Rows from a dataset of pages and code

★ ★ ★ ★

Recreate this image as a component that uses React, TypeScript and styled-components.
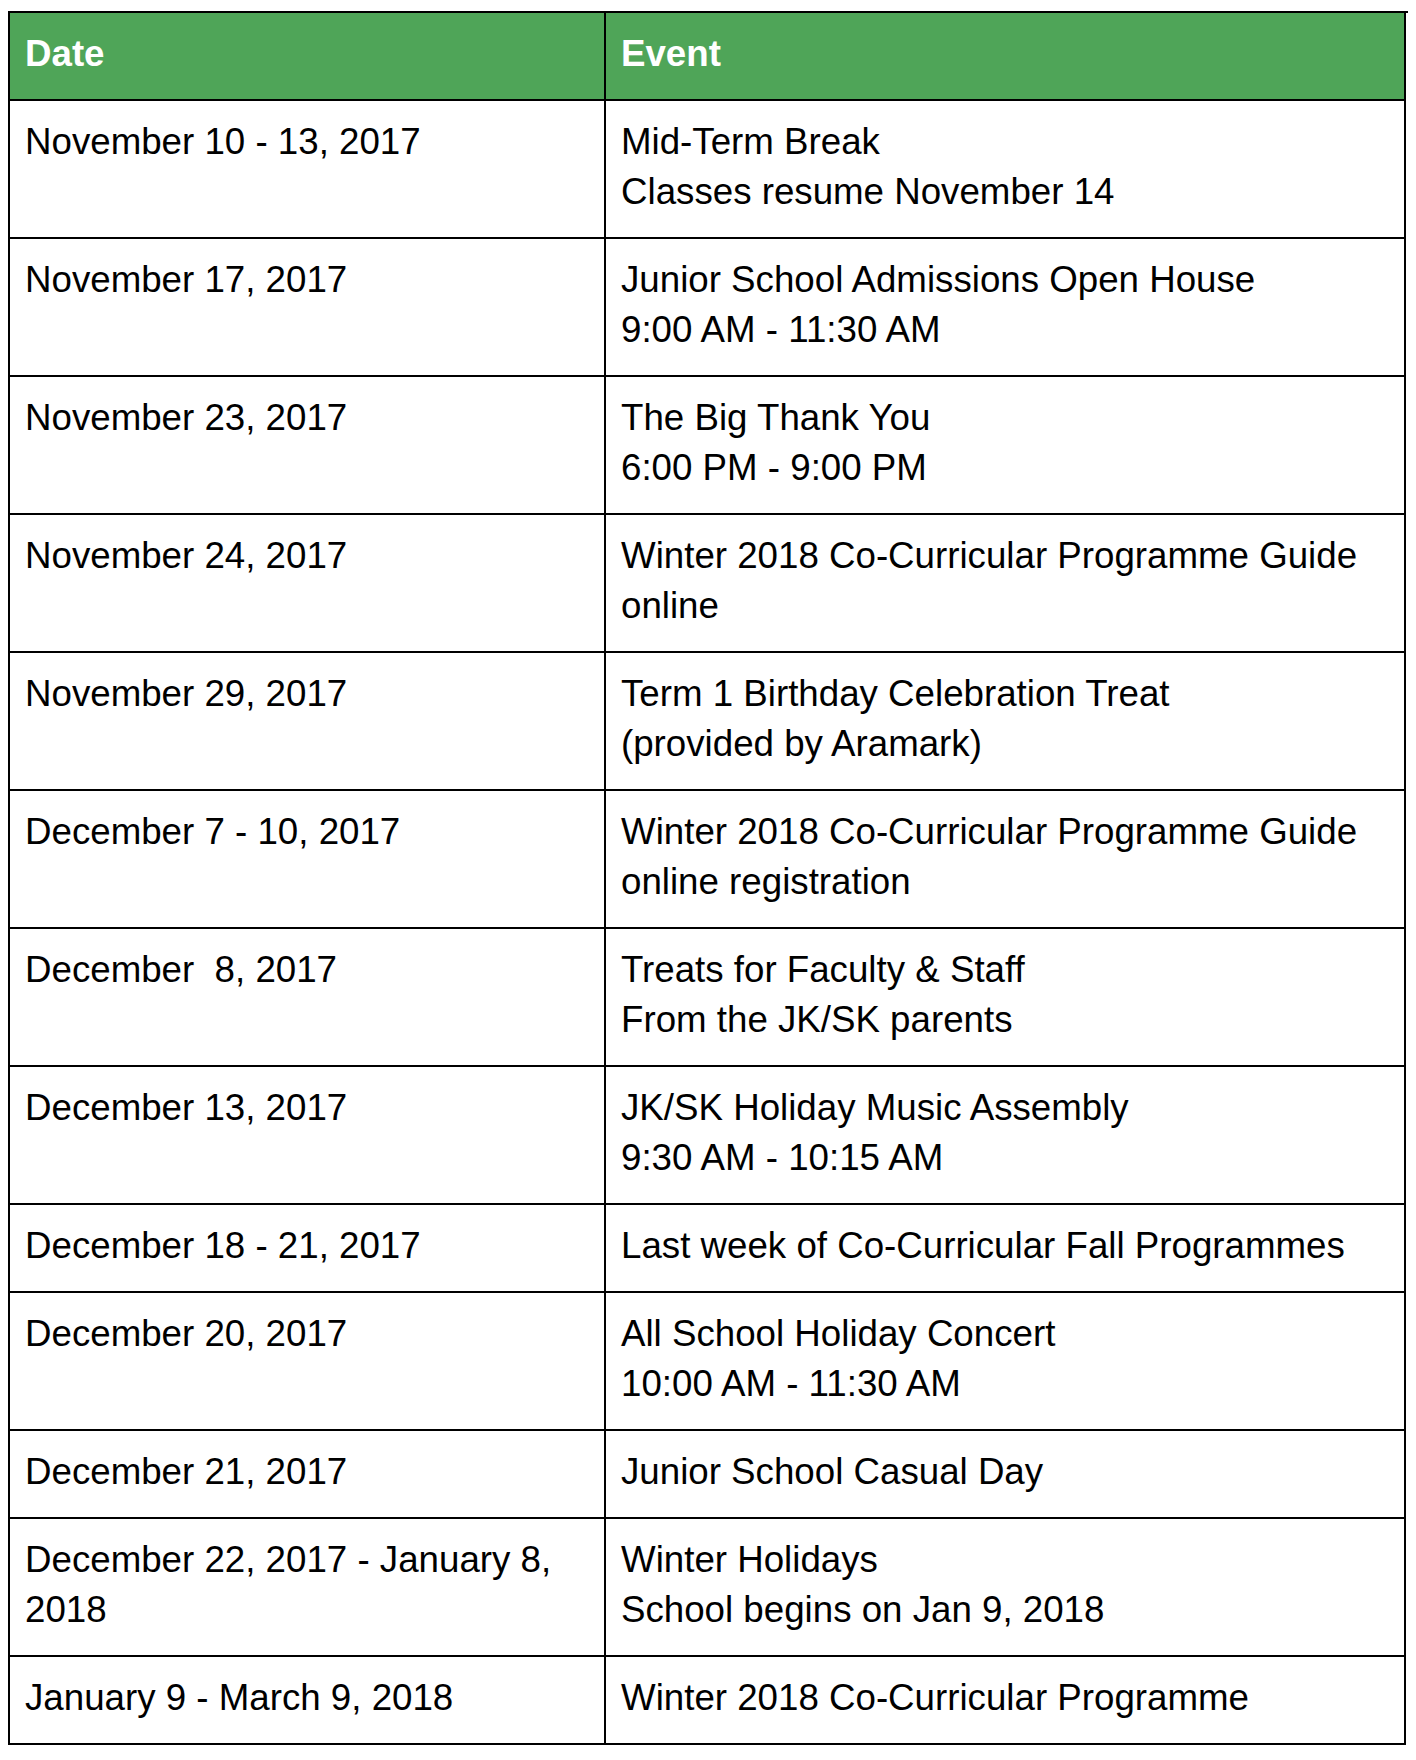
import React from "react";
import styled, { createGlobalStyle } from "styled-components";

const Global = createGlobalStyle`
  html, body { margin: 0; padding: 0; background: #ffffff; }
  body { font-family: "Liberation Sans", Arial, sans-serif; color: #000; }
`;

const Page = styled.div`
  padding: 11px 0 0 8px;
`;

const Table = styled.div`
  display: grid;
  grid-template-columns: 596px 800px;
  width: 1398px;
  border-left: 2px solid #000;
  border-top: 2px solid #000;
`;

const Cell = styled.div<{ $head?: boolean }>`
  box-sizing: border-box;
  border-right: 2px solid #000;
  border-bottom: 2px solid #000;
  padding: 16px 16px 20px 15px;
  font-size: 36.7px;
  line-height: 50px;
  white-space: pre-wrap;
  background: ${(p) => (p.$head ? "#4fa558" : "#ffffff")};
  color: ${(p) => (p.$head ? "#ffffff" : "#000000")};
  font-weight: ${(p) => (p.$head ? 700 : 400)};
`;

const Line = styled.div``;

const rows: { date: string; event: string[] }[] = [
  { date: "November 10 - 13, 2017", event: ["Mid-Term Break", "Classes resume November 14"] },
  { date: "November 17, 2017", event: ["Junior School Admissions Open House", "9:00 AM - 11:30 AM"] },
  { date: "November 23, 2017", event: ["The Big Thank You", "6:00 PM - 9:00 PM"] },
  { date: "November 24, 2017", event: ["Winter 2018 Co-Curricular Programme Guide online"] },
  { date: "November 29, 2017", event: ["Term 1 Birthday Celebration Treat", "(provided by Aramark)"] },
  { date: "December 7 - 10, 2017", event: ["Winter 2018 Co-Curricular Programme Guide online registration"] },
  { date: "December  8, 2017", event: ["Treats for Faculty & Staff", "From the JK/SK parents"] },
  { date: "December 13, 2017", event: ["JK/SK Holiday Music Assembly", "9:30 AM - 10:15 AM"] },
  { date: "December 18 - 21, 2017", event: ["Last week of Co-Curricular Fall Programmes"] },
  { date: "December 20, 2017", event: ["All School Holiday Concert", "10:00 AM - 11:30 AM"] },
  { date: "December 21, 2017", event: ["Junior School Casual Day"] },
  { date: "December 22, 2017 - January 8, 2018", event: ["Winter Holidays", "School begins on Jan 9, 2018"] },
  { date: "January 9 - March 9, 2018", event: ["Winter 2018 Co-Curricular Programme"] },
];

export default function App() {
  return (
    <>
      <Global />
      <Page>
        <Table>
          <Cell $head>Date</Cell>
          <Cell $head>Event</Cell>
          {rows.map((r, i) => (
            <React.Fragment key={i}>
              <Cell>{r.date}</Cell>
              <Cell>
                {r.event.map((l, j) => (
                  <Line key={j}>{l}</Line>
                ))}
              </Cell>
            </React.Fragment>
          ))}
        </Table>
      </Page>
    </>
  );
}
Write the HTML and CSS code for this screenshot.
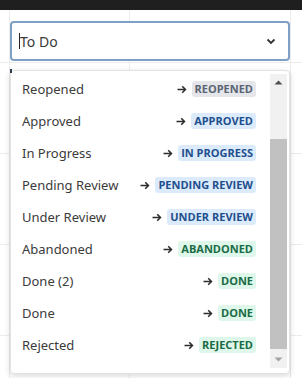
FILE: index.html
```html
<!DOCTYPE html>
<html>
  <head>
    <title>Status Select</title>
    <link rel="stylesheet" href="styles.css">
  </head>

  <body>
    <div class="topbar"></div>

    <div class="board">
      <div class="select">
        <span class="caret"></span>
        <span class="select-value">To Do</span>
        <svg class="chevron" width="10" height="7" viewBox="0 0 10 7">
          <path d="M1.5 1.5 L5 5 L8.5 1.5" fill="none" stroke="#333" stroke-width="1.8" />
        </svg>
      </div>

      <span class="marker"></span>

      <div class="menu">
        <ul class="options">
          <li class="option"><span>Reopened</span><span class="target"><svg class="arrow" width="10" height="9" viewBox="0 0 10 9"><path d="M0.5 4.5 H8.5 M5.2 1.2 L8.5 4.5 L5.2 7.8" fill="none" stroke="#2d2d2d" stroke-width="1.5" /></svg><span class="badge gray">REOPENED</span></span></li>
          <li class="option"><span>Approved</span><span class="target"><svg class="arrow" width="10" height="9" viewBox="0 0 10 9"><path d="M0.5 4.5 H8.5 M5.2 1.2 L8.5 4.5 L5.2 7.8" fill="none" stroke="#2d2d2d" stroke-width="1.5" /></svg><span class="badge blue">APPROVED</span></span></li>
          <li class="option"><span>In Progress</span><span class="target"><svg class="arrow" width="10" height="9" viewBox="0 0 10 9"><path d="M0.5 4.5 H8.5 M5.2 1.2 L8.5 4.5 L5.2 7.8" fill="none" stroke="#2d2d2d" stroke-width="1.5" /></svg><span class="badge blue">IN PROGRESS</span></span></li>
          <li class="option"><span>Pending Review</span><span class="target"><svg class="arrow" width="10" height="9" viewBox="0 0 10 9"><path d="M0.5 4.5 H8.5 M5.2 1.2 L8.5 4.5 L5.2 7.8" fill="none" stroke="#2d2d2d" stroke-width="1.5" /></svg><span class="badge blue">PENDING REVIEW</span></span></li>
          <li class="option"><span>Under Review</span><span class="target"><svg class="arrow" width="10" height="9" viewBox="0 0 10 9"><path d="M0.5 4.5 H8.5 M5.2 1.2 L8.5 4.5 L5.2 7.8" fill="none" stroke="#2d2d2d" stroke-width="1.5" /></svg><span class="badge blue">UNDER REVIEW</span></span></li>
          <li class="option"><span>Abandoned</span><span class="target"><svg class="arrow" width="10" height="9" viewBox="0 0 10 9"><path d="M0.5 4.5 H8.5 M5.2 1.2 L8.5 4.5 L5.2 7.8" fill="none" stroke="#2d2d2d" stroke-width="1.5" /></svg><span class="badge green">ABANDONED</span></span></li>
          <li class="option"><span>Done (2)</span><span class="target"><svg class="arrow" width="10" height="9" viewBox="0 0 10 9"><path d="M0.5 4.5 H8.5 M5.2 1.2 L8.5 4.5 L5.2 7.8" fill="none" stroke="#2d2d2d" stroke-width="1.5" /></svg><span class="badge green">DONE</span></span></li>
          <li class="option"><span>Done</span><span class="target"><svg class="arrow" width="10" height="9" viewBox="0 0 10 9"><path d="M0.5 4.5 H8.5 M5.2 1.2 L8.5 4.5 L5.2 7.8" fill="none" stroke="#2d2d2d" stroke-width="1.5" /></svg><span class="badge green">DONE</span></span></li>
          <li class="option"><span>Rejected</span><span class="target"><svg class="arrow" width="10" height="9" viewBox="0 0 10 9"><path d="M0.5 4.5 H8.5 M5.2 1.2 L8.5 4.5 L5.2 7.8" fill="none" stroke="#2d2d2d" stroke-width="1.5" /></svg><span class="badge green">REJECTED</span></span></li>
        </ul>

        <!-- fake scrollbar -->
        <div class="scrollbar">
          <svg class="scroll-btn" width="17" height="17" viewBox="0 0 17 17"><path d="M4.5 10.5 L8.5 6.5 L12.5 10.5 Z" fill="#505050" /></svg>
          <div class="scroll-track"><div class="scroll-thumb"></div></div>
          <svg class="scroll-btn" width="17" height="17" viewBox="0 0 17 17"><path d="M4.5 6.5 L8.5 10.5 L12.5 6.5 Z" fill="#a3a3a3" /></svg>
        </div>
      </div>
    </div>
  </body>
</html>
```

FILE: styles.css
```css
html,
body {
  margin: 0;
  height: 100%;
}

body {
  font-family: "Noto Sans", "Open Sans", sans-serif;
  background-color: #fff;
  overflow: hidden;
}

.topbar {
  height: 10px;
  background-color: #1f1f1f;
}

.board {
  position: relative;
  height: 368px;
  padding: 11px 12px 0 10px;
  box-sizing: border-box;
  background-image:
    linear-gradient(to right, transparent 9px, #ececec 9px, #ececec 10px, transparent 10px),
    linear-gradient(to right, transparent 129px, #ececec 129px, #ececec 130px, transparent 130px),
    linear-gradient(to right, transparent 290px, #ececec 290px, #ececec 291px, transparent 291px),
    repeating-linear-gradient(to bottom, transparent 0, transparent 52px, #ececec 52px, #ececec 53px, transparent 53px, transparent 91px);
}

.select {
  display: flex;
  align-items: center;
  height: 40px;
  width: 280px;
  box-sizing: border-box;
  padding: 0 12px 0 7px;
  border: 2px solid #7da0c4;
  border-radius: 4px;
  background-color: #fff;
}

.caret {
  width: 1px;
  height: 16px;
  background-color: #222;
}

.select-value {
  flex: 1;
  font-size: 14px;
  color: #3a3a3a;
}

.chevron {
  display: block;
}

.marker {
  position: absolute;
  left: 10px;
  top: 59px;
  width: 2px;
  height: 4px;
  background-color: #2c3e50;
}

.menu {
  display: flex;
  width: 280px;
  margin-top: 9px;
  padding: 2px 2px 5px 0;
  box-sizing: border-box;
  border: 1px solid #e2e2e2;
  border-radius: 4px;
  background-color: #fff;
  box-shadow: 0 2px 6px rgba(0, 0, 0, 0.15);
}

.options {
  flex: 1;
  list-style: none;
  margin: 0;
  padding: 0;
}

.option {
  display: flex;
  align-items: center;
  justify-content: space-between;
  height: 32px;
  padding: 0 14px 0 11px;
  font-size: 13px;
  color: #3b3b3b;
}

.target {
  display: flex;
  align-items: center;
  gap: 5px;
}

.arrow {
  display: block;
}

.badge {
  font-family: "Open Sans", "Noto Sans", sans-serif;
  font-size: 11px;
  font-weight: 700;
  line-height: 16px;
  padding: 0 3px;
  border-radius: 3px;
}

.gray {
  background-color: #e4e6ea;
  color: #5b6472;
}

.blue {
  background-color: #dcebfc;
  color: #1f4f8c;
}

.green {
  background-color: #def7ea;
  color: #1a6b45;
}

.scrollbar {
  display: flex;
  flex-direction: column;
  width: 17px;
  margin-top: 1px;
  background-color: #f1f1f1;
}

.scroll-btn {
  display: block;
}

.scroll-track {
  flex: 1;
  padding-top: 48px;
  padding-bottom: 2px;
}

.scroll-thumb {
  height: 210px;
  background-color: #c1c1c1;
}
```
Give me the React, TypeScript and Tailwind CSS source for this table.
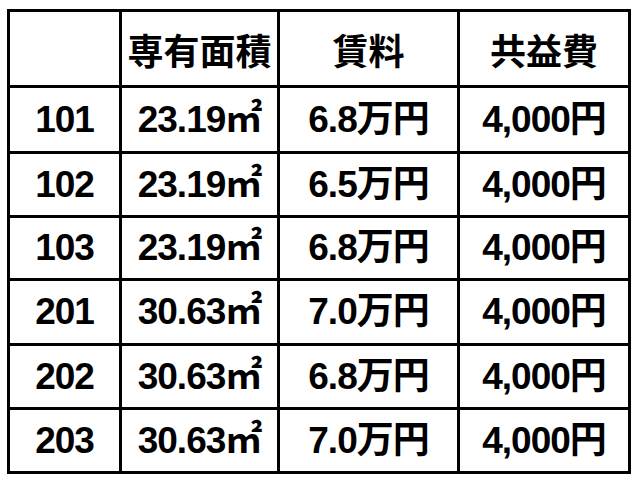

★ ★ ★ ★

**EXERCISE DIRECTIONS**
In the listing, how many lines hold "image"? Answer with a bare number.

**OUTPUT FOR THIS EXERCISE**
2